Template Matching Results
Template matching was tested on the Stata Map dataset, where it performed well with IOU scores ranging from 0.48 to 0.91.
| Method | Best Use Case |
|---|---|
| SIFT | Landmark Localization |
| Template Matching | Map Localization |
Part 2: YOLO Object Detection
YOLO detects objects on the live ZED camera feed with tunable confidence and IOU thresholds. We experimented with different threshold values:
- Confidence threshold = 0.2: More detections but with lower precision
- Confidence threshold = 0.9: Fewer detections but higher precision
- IOU threshold = 0.9: More overlapping boxes retained
- IOU threshold = 0.2: Aggressive non-maximum suppression removes overlapping boxes
Module 3: Pixel-to-Plane via Homography
Homography transforms pixel coordinates to robot frame coordinates with a mean error of 1.5 cm (standard deviation: 1.7 cm). The error is mainly in the forward direction.
Calibration
Manual calibration was performed using rqt_image_view to collect pixel-to-ground correspondences. The cone tip was identified in the camera image and its corresponding real-world position was measured.
Homography Computation
Four calibration point pairs were used to compute the homography matrix via cv2.findHomography():
| Point | Pixel (u, v) | Ground (x cm, y cm) |
|---|---|---|
| 1 | (211, 162) | (30.48, 7.62) |
| 2 | (415, 154) | (46.99, -12.70) |
| 3 | (351, 145) | (109.22, -13.97) |
| 4 | (402, 167) | (22.86, -6.35) |
The homography matrix $H$ maps pixel coordinates $(u, v)$ to ground-plane coordinates $(x, y)$ via the relation:
$$s \begin{bmatrix} x \\ y \\ 1 \end{bmatrix} = \begin{bmatrix} h_{11} & h_{12} & h_{13} \\ h_{21} & h_{22} & h_{23} \\ h_{31} & h_{32} & 1 \end{bmatrix} \begin{bmatrix} u \\ v \\ 1 \end{bmatrix}$$
Module 4: Parking Controller
Our parking controller converges to the target distance across multiple trials.
Controller Design
- If cone is far: drive closer
- If cone is too close: reverse further
- If cone is off-center: steer to align
- Desired parking distance: 0.75 meters
- Parameters: $K_p = 1.0$, $K_d = 0.1$
Performance
Over $N = 9$ trials, the controller achieved:
- Final $x_{\text{error}}$: 0.75 m
- Final distance error: 0 m
Simulation Tests
The parking controller was evaluated in simulation across three scenarios:
Sim Test 1: Cone in Front
When the cone is placed directly in front of the robot, the controller drives forward and converges to the desired parking distance. The distance error and y-error converge to zero, while the x-error settles to the target distance of 0.75 m.

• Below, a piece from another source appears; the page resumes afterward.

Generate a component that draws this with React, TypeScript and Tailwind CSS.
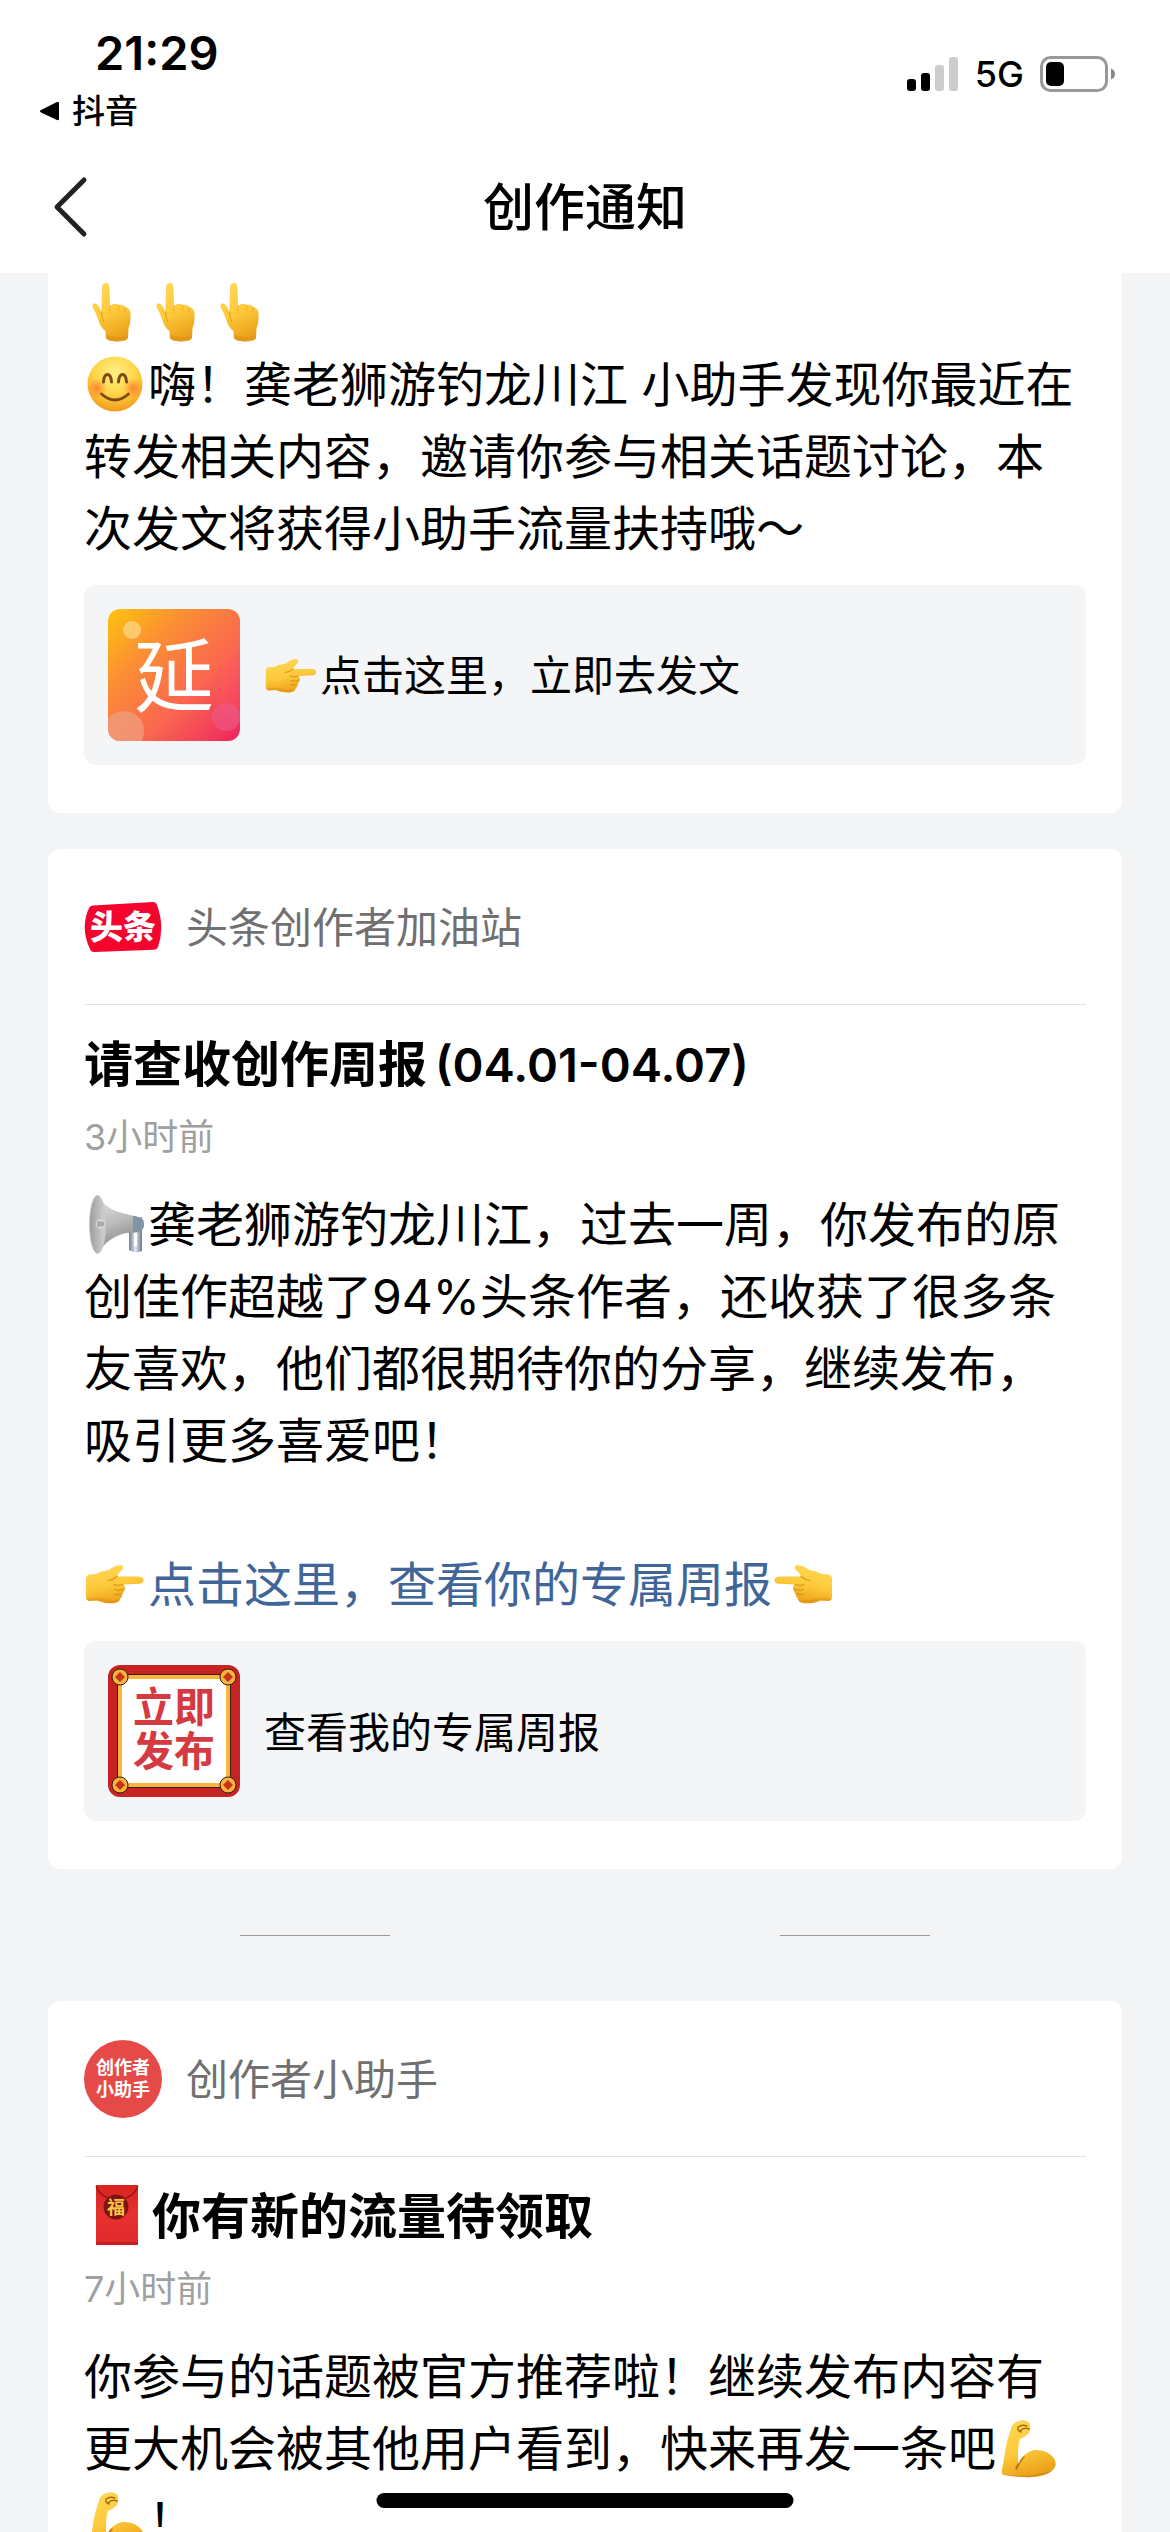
import type { ReactNode } from 'react';

/* Gradients shared by all the emoji drawings */
function EmojiDefs() {
  return (
    <svg className="absolute h-0 w-0" aria-hidden="true">
      <defs>
        <linearGradient id="skin" x1="0" y1="0" x2="0.3" y2="1">
          <stop offset="0" stopColor="#ffd95a" />
          <stop offset="0.6" stopColor="#fdc93a" />
          <stop offset="1" stopColor="#eda41c" />
        </linearGradient>
        <radialGradient id="face" cx="0.5" cy="0.3" r="0.7">
          <stop offset="0" stopColor="#fff08a" />
          <stop offset="0.55" stopColor="#ffd545" />
          <stop offset="1" stopColor="#f39a1d" />
        </radialGradient>
        <radialGradient id="blush">
          <stop offset="0" stopColor="#ff6f2c" stopOpacity="0.75" />
          <stop offset="1" stopColor="#ff6f2c" stopOpacity="0" />
        </radialGradient>
        <linearGradient id="horn" x1="0" y1="0" x2="0.3" y2="1">
          <stop offset="0" stopColor="#e4e4e4" />
          <stop offset="0.5" stopColor="#bdbdbd" />
          <stop offset="1" stopColor="#858585" />
        </linearGradient>
        <linearGradient id="hornMouth" x1="0" y1="0" x2="1" y2="0">
          <stop offset="0" stopColor="#9c9c9c" />
          <stop offset="1" stopColor="#d2d2d2" />
        </linearGradient>
        <linearGradient id="grip" x1="0" y1="0" x2="1" y2="0">
          <stop offset="0" stopColor="#6f8091" />
          <stop offset="0.5" stopColor="#dde9f5" />
          <stop offset="1" stopColor="#6b7a8a" />
        </linearGradient>
        <linearGradient id="packet" x1="0" y1="0" x2="0" y2="1">
          <stop offset="0" stopColor="#d8231f" />
          <stop offset="0.5" stopColor="#e8322f" />
          <stop offset="1" stopColor="#e0292c" />
        </linearGradient>
        <linearGradient id="poster" x1="0" y1="0" x2="1" y2="1">
          <stop offset="0" stopColor="#fdc40c" />
          <stop offset="0.3" stopColor="#fb8f35" />
          <stop offset="0.65" stopColor="#fa6450" />
          <stop offset="1" stopColor="#ee2360" />
        </linearGradient>
      </defs>
    </svg>
  );
}

function Emoji({ label, className = 'h-16 w-16', children }: { label: string; className?: string; children: ReactNode }) {
  return (
    <svg viewBox="0 0 64 64" role="img" aria-label={label} className={`inline-block shrink-0 overflow-visible align-middle ${className}`}>
      {children}
    </svg>
  );
}

function PointUp() {
  return (
    <Emoji label="👆">
      <path
        d="M18 3 Q18 -2 22 -2 Q25.500 -2 25.500 3 L26 21 Q30 17 35 20 Q39 19 41 22 Q46 23 46.500 29 Q47 38 44.500 43 L44 53 Q43 56 33 56.500 Q23 56 22 53 L21.500 46 Q16 42 14 34 Q12 28 8.500 22 Q8 18 11.500 18.500 Q15 20 17.500 27 Z"
        fill="url(#skin)"
      />
      <path d="M17.500 27 Q18 34 20 37" fill="none" stroke="#d98f12" strokeWidth="1.200" strokeLinecap="round" opacity="0.7" />
      <path d="M26 21 Q25 25 26.500 28 M35 20 Q34 23 35 26 M41 22 Q40 25 41 27" fill="none" stroke="#d98f12" strokeWidth="1.200" strokeLinecap="round" opacity="0.35" />
      <path d="M22 50 Q32 54 44 50 L44 53 Q43 56 33 56.500 Q23 56 22 53 Z" fill="#d9860f" opacity="0.45" />
    </Emoji>
  );
}

function HandShape() {
  return (
    <>
      <path
        d="M2 23 Q1.500 19 5 17.500 L12 17 Q17 14 25 13 Q30 8.500 37 8 Q41 9 38 13 Q34 16 33 19.500 L55 19.500 Q59.500 20 59.500 23 Q59.500 26.500 55 26.700 L39 27.500 Q42 29 40.500 32 Q41 35 38 36.500 Q39 40 36 41.500 Q36 45 31 46 Q21 47 13 43.500 L5 44 Q2 43 2 40 Z"
        fill="url(#skin)"
      />
      <path d="M39 27.500 Q33 29 30 27.500 M40.500 32 Q34 34 31 32.500 M38 36.500 Q33 38.500 30 37 M33 19.500 Q29 23 24 23.500" fill="none" stroke="#cd8310" strokeWidth="1.200" strokeLinecap="round" opacity="0.75" />
      <path d="M5 44 L13 43.500 Q21 47 31 46 Q35 45 36 42 Q27 44.500 17 41 Q9 40 2 42 Z" fill="#d9860f" opacity="0.4" />
    </>
  );
}

function PointRight({ className }: { className?: string }) {
  return (
    <Emoji label="👉" className={className}>
      <HandShape />
    </Emoji>
  );
}

function PointLeft() {
  return (
    <Emoji label="👈">
      <g transform="matrix(-1 0 0 1 62 0)">
        <HandShape />
      </g>
    </Emoji>
  );
}

function Smile() {
  return (
    <Emoji label="😊">
      <circle cx="31" cy="27" r="27.500" fill="url(#face)" />
      <circle cx="13" cy="31" r="10" fill="url(#blush)" />
      <circle cx="49" cy="31" r="10" fill="url(#blush)" />
      <path d="M19.500 25 Q20 17.500 23.500 17.500 Q27 17.500 27.500 25 M34.500 25 Q35 17.500 38.500 17.500 Q42 17.500 42.500 25" fill="none" stroke="#7c4a12" strokeWidth="3" strokeLinecap="round" />
      <path d="M17.500 37 Q31 49 44.500 37" fill="none" stroke="#7c4a12" strokeWidth="2.800" strokeLinecap="round" />
    </Emoji>
  );
}

function Megaphone() {
  return (
    <Emoji label="📢">
      <path d="M45 24 L58 20 L58 54 Q52 57 45 53 Z M50 30 L50 49 L53 49 L53 30 Z" fill="url(#grip)" fillRule="evenodd" />
      <path d="M14 -1 Q22 13 42 17 L54 20 Q60 21 60 27 Q60 33 55 35 L42 36 Q24 40 14 56 Z" fill="url(#horn)" />
      <path d="M49 18.500 L54 20 Q60 21 60 27 Q60 33 55 35 L49 35.500 Z" fill="#8193a5" />
      <ellipse cx="13.500" cy="27.500" rx="8" ry="29" fill="url(#hornMouth)" stroke="#c9c9c9" strokeWidth="1" />
      <ellipse cx="16" cy="27" rx="4.500" ry="5" fill="#d7d7d7" />
      <path d="M13 24 L20 25 L20 29 L13 30 Z" fill="#8e8e8e" opacity="0.6" />
    </Emoji>
  );
}

function Muscle() {
  return (
    <Emoji label="💪">
      <path
        d="M15 8 Q15 4 20 1 Q26 -2 31 0 Q35 2 34 6 Q35 10 32 13 Q28 17 24 18 Q21 26 22.500 43 Q26 32 38 29 Q50 28 57 36 Q62 42 58 48 Q50 56 32 56 Q18 56 7.500 54 Q5 53 6 48 Q8 40 9 31 Q11 18 15 8 Z"
        fill="url(#skin)"
      />
      <path d="M22.500 43 Q19 47 20.500 48 Q24 40 28 36" fill="none" stroke="#b9780e" strokeWidth="1.500" strokeLinecap="round" />
      <path d="M22 6 Q26 3 31 5 M24 10 Q28 6 33 8 M22 6 Q21 10 25 11" fill="none" stroke="#a9690c" strokeWidth="1.400" strokeLinecap="round" />
      <path d="M7 53 Q30 58 57 49 Q50 56 32 56.500 Q18 56 7 53 Z" fill="#c87b0d" opacity="0.6" />
    </Emoji>
  );
}

function RedPacket() {
  return (
    <Emoji label="🧧">
      <rect x="12" y="0" width="42" height="60" rx="1" fill="url(#packet)" />
      <path d="M12 1 Q16 13 33 15 Q50 13 54 1" fill="none" stroke="#8f1414" strokeWidth="1.200" />
      <circle cx="32" cy="22" r="12.500" fill="#7e1414" />
      <text x="32" y="29" textAnchor="middle" fontSize="18" fontWeight="700" fill="#f6c544" fontFamily="'Noto Sans CJK SC', sans-serif">福</text>
      <rect x="12" y="57" width="42" height="3" fill="#a81818" opacity="0.5" />
    </Emoji>
  );
}

/* Avatars and thumbnails */
function ToutiaoLogo() {
  return (
    <svg viewBox="0 0 78 78" className="size-[78px] shrink-0" aria-hidden="true">
      <path d="M9 17.500 L69 14 Q72 14 73 17 Q81 39 74 59 Q73 61.500 70 61.700 L10 64 Q7 64 6 61 Q-4 40 5 20 Q6 17.700 9 17.500 Z" fill="#f5042e" />
      <text x="39" y="51" textAnchor="middle" fontSize="33" fontWeight="900" fill="#fff" fontFamily="'Noto Sans CJK SC', sans-serif">头条</text>
    </svg>
  );
}

function AssistantLogo() {
  return (
    <span className="flex size-[78px] shrink-0 flex-col items-center justify-center rounded-full bg-[#e64a48] text-[18px] leading-[22px] font-bold text-white" aria-hidden="true">
      <span>创作者</span>
      <span>小助手</span>
    </span>
  );
}

function TopicThumb() {
  return (
    <svg viewBox="0 0 132 132" className="size-[132px] shrink-0 rounded-xl" aria-hidden="true">
      <rect width="132" height="132" fill="url(#poster)" />
      <circle cx="144" cy="80" r="36" fill="#ff5a70" opacity="0.25" />
      <circle cx="24" cy="21" r="9" fill="#ffd98a" opacity="0.7" />
      <circle cx="16" cy="122" r="20" fill="#f0a184" opacity="0.7" />
      <circle cx="118" cy="108" r="14" fill="#ec5a8a" opacity="0.6" />
      <text x="66" y="96" textAnchor="middle" fontSize="80" fill="#fff" fontFamily="'Noto Sans CJK SC', sans-serif">延</text>
    </svg>
  );
}

const corners = [[12, 12], [120, 12], [12, 120], [120, 120]];

function ReportThumb() {
  return (
    <span className="grid size-[132px] shrink-0 place-items-center overflow-hidden rounded-xl" aria-hidden="true">
      <svg viewBox="0 0 132 132" className="col-start-1 row-start-1 size-full">
        <rect width="132" height="132" fill="#c62322" />
        <rect x="12" y="12" width="108" height="108" fill="#fff" stroke="#3a1c10" strokeWidth="6" />
        <rect x="12" y="12" width="108" height="108" fill="#fff" stroke="#f9b43c" strokeWidth="4" />
        {corners.map(([x, y]) => (
          <g key={`${x}-${y}`}>
            <circle cx={x} cy={y} r="8" fill="#f9b43c" stroke="#3a1c10" strokeWidth="1" />
            <path d={`M${x} ${y - 5} l5 5 l-5 5 l-5 -5 Z`} fill="#c8321c" />
          </g>
        ))}
      </svg>
      <span className="col-start-1 row-start-1 flex flex-col pb-1 text-[41px] leading-[44px] font-bold text-[#d43a3f]">
        <span>立即</span>
        <span>发布</span>
      </span>
    </span>
  );
}

function StatusBar() {
  return (
    <div className="flex items-start justify-between pt-6 pr-[54px] pl-[39px]">
      <div>
        <div className="pl-14 text-[47px] leading-[58px] font-semibold">21:29</div>
        <button type="button" className="flex items-center gap-3 text-[33px] leading-[58px] font-medium">
          <svg viewBox="0 0 21 20" className="h-5 w-[21px]" aria-hidden="true">
            <path d="M2 9 L18 1 Q20 0.500 20 2 L20 18 Q20 19.500 18 19 L2 11.500 Q0 10 2 9 Z" />
          </svg>
          抖音
        </button>
      </div>
      <div className="flex items-center pt-8">
        <svg viewBox="0 0 52 36" className="h-9 w-[52px]" aria-hidden="true">
          <rect x="0" y="23" width="9" height="12" rx="3" />
          <rect x="14" y="17" width="9" height="18" rx="3" />
          <rect x="28" y="9" width="9" height="26" rx="3" fill="#ccc" />
          <rect x="42" y="1" width="9" height="34" rx="3" fill="#ccc" />
        </svg>
        <span className="px-4 text-[36px] leading-9 font-medium">5G</span>
        <svg viewBox="0 0 76 36" className="h-9 w-[76px]" aria-hidden="true">
          <rect x="1.500" y="1.500" width="65" height="33" rx="9" fill="none" stroke="#999" strokeWidth="3" />
          <rect x="6" y="6" width="18" height="24" rx="5" />
          <path d="M71 12.500 Q75 14 75 18 Q75 22 71 23.500 Z" fill="#888" />
        </svg>
      </div>
    </div>
  );
}

function NavBar() {
  return (
    <div className="grid h-[133px] grid-cols-[1fr_auto_1fr] items-center px-[51px]">
      <button type="button" aria-label="返回" className="justify-self-start">
        <svg viewBox="0 0 38 62" className="h-[62px] w-[38px]" fill="none" stroke="#222" strokeWidth="5" strokeLinecap="round" strokeLinejoin="round">
          <path d="M33 4 L6 31 L33 58" />
        </svg>
      </button>
      <h1 className="pt-0.5 text-[51px] leading-[72px] font-medium">创作通知</h1>
    </div>
  );
}

function CardHeader({ avatar, name }: { avatar: ReactNode; name: string }) {
  return (
    <div className="flex h-[156px] items-center gap-6 border-b border-[#e4e4e4] text-[42px] leading-[60px] text-[#707070]">
      {avatar}
      <span className="pt-0.5">{name}</span>
    </div>
  );
}

function LinkBox({ thumb, children }: { thumb: ReactNode; children: ReactNode }) {
  return (
    <a href="#" className="mt-5 flex items-center gap-6 rounded-xl bg-[#f3f5f7] p-6 text-[42px] leading-[60px]">
      {thumb}
      <span className="pt-1">{children}</span>
    </a>
  );
}

export default function App() {
  return (
    <div className="relative flex h-screen flex-col overflow-hidden bg-[#f3f4f6] font-[Inter,'Noto_Sans_CJK_SC',sans-serif] text-black" lang="zh-CN">
      <EmojiDefs />

      <header className="shrink-0 bg-white">
        <StatusBar />
        <NavBar />
      </header>

      <main className="min-h-0 flex-1 overflow-hidden px-12">
        {/* Topic invitation, scrolled part way under the header */}
        <article className="rounded-b-xl bg-white px-9 pt-1 pb-12">
          <div className="text-[48px] leading-[72px]">
            <p><PointUp /><PointUp /><PointUp /></p>
            <p><Smile />嗨！龚老狮游钓龙川江 小助手发现你最近在转发相关内容，邀请你参与相关话题讨论，本次发文将获得小助手流量扶持哦～</p>
          </div>
          <LinkBox thumb={<TopicThumb />}>
            <PointRight className="size-14" />点击这里，立即去发文
          </LinkBox>
        </article>

        {/* Weekly report */}
        <article className="mt-9 rounded-xl bg-white px-9 pb-12">
          <CardHeader avatar={<ToutiaoLogo />} name="头条创作者加油站" />
          <h2 className="pt-6 text-[49px] leading-[72px] font-semibold">
            请查收创作周报<span className="ml-2 text-[47px]">(04.01-04.07)</span>
          </h2>
          <time className="mt-2 block text-[36px] leading-[56px] text-[#a0a0a0]">3小时前</time>
          <div className="mt-6 text-[48px] leading-[72px]">
            <p><Megaphone />龚老狮游钓龙川江，过去一周，你发布的原创佳作超越了94%头条作者，还收获了很多条友喜欢，他们都很期待你的分享，继续发布，吸引更多喜爱吧！</p>
            <p className="mt-[72px]">
              <PointRight /><a href="#" className="text-[#406599]">点击这里，查看你的专属周报</a><PointLeft />
            </p>
          </div>
          <LinkBox thumb={<ReportThumb />}>查看我的专属周报</LinkBox>
        </article>

        {/* Divider between new and earlier notices */}
        <div className="flex h-[132px] items-center justify-center gap-[390px]" role="separator">
          <span className="h-px w-[150px] bg-[#999]" />
          <span className="h-px w-[150px] bg-[#999]" />
        </div>

        {/* Traffic reward */}
        <article className="rounded-xl bg-white px-9 pb-12">
          <CardHeader avatar={<AssistantLogo />} name="创作者小助手" />
          <h2 className="flex items-center gap-1 pt-6 text-[49px] leading-[72px] font-semibold">
            <RedPacket />你有新的流量待领取
          </h2>
          <time className="mt-2 block text-[36px] leading-[56px] text-[#a0a0a0]">7小时前</time>
          <p className="mt-6 text-[48px] leading-[72px]">
            你参与的话题被官方推荐啦！继续发布内容有更大机会被其他用户看到，快来再发一条吧<Muscle /><Muscle />！
          </p>
        </article>
      </main>

      {/* Home indicator */}
      <div className="absolute bottom-6 left-1/2 h-[15px] w-[417px] -translate-x-1/2 rounded-full bg-black" />
    </div>
  );
}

Sim Test 2: Cone to the Side
When the cone is placed to the side, the controller first steers to align with the cone and then drives to the target distance. The y-error gradually decreases as the robot aligns itself, and the distance error converges to the parking distance.
Sim Test 3: Cone Behind
When the cone is placed behind the robot, the controller reverses and maneuvers to face the cone, then drives forward to park at the target distance. This scenario shows the largest initial transient as the robot must execute a more complex trajectory.
Robot Issues
During real-robot testing, we encountered hardware issues including connectivity problems with the racecar's onboard computer (SSH via WiFi) and a damaged USB cable for the ZED camera. These issues prevented deployment of the parking controller and line following on the physical robot.
Conclusion
Visual servoing enables reliable cone parking in simulation. The key results are:
- Color segmentation achieved median 0.79 IOU on the cone dataset
- Homography achieved 1.5 cm mean error for pixel-to-ground transformation
- Parking controller converged to 0 m distance error in simulation
Lab Goals Status
| Goal | Status |
|---|---|
| Object detection algorithms implemented and evaluated | Complete |
| Homography computed and validated with error metric | Complete |
| Parking controller deployed on real robot | Not Complete |
| Line following demonstrated on track | Not Complete |
Future Work: Deploy the parking controller and line following system on the physical robot once hardware issues are resolved.
Citations
- OpenCV Documentation. cv2.findHomography. https://docs.opencv.org/4.x/d9/d0c/group__calib3d.html
- Ultralytics. YOLOv8 Documentation. https://docs.ultralytics.com
- MIT RSS Lab 4: Visual Servoing. https://github.com/mit-rss/visual_servoing
- A. Shwaiheen, "Line Follower Robot - Very Fast Using Port Manipulation," Hackster.io, Jan. 3, 2020.